The First Part of the Angel's Message
v. 10. And, behold, an hand touched me, the stunned prophet not being able to say whose hand it was, although the text indicates that it was that same Angel in white, which set me upon my knees and upon the palms of my hands, gently shaking him into a half waking state, so that he assumed at least a crouching position, although his stupor was not yet entirely gone.
v. 11. And He said unto me, O Daniel, a man greatly beloved, Cf. Daniel 9:23, understand the words that I speak unto thee, marking them very closely, and stand upright, shaking off the last effects of the numbness besetting him; for unto thee am I now sent, as the bearer of a message of comfort and blessing. And when He had spoken this word unto me, I stood trembling, still in fearful expectation of the matters which would be revealed to him.

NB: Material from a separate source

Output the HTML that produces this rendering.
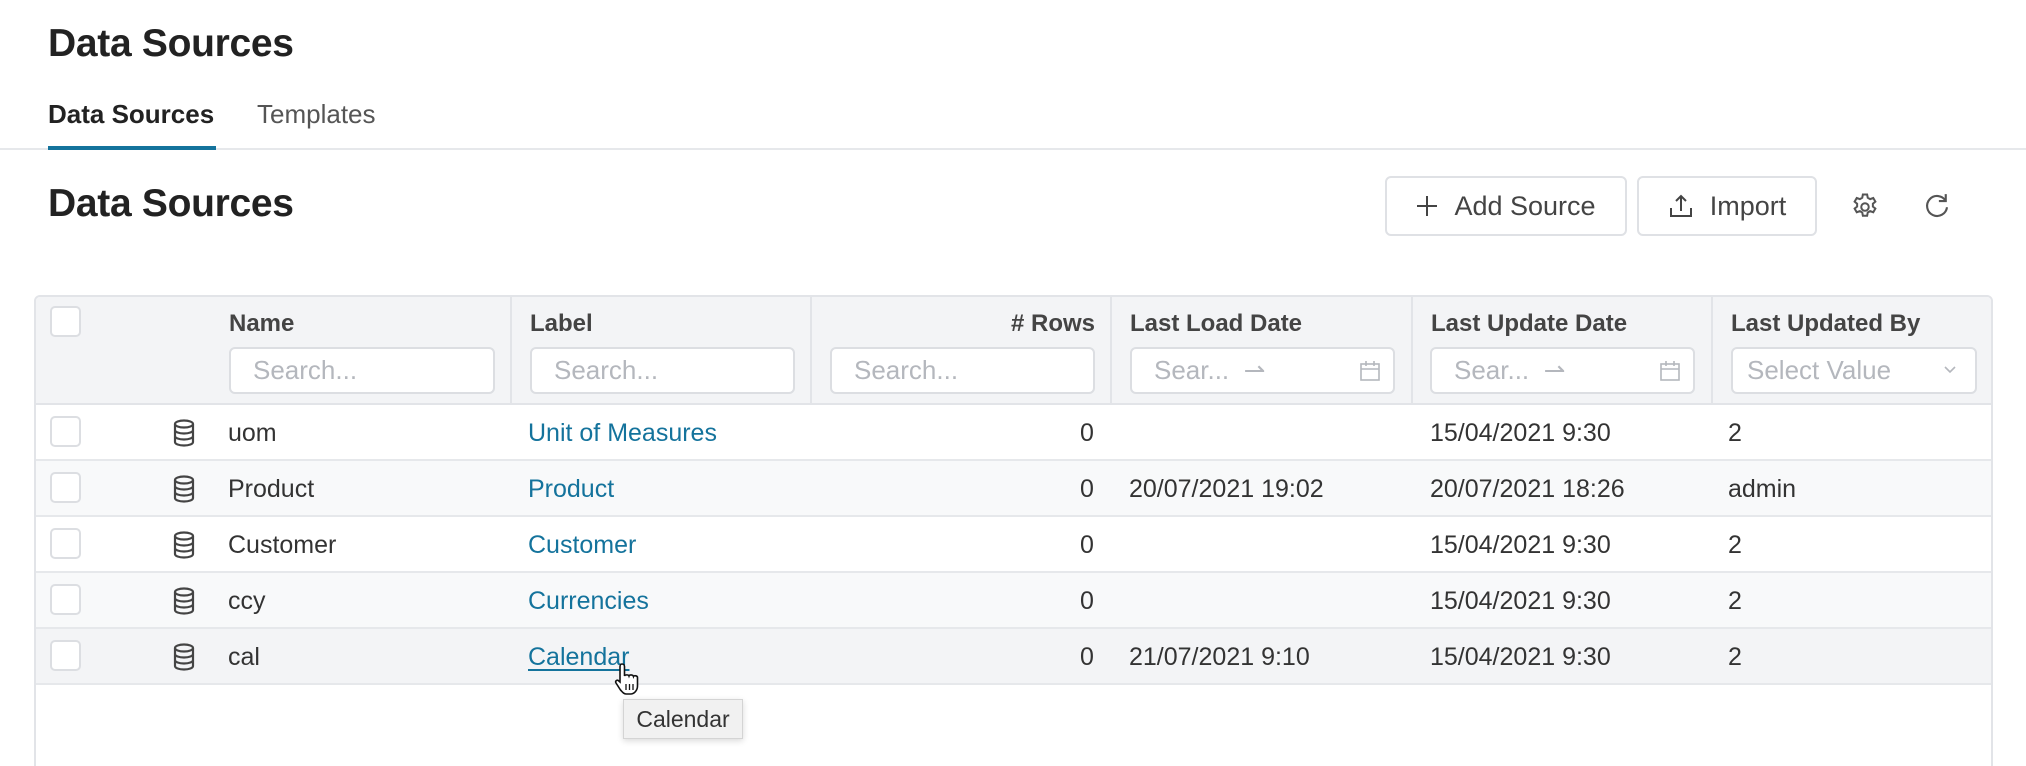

v. 12. Then said He unto me, Fear not, Daniel; for from the first day that thou didst set thine heart to understand, applying himself most earnestly to the solution of the problems, and to chasten thyself before thy God, in the proper humiliation of mind, thy words were heard, and I am come for thy words, in consequence of the prayer which had come to the attention of God. The Lord always hears all prayers of those who believe in Him, though He may sometimes delay His answer or give it in a manner different from that which His children expect.
v. 13. But the prince of the kingdom of Persia, the angel of darkness representing the Persian world power in its idols and therefore identical with some evil spirit, withstood Me one and twenty days, trying to hinder the Angel of the Presence in carrying out His mission of comfort; but, lo, Michael one of the chief princes, the first in rank in possessing the strength of the Almighty, came to help Me; and I remained there with the kings of Persia, using His influence in the interest of the Lord's people. There is a world of angels and spirits, and these spirits often have a very decided influence upon the happenings of history.
v. 14. Now I am come to make thee understand what shall befall thy people in the latter days, during the Messianic era; for yet the vision is for many days, it extends far into the future.
v. 15. And when He had spoken such words unto me, I set my face toward the ground, in awe and consternation over the revelations to be expected, and I became dumb, remaining speechless for the time being.
v. 16. And, behold, one like the similitude of the sons of men, an angel having the appearance of a human being, probably again the Angel of the Lord in the special sense of the word, touched my lips, to heal his dumbness. Then I opened my mouth and spake and said unto Him that stood before me, O my Lord, by the vision, as a result of his seeing the vision, my sorrows are turned upon me, with acute and overwhelming power, and I have retained no strength.
v. 17. For how can the servant of this my Lord talk with this my Lord? whose majesty was of a nature to terrify a poor, sinful mortal. For as for me, straightway there remained no strength in me, neither is there breath left in me, he could neither stand nor breathe properly for agitation and consternation.
v. 18. Then there came again and touched me one like the appearance of a man, and he strengthened me,
v. 19. and said, O man greatly beloved, fear not, for his terror was the real cause of his weakness. Peace be unto thee; be strong, yea, be strong! the repetition of the comforting words serving to give emphasis to them. And when he had spoken unto me, I was strengthened and said, Let my lord speak, he now felt able to hear and receive the message; for thou hast strengthened me.
v. 20. Then said he, Knowest thou wherefore I come unto thee? The serious and highly important character of the message must be borne in mind by the prophet. And now will I return to fight with the prince of Persia, in order to hinder him from performing his evil designs against the children of God; and when I am gone forth; prepared to wage war, lo, the prince of Grecia shall come, another hostile spirit, representing Greece, destined to be the next world-power.
v. 21. But I will show thee that which is noted in the scripture of truth, in the sacred document of God's divine decrees; and there is none that holdeth with me in these things, standing fully on his side, but Michael, your prince, the particular champion of the people of God. The prince of this world, with all his hosts of evil spirits, is continually engaged in attempts to break and hinder the gracious and good will of the Lord over against His children; but the Lord is more powerful than all His enemies and keeps those who believe in Him from all harm and danger.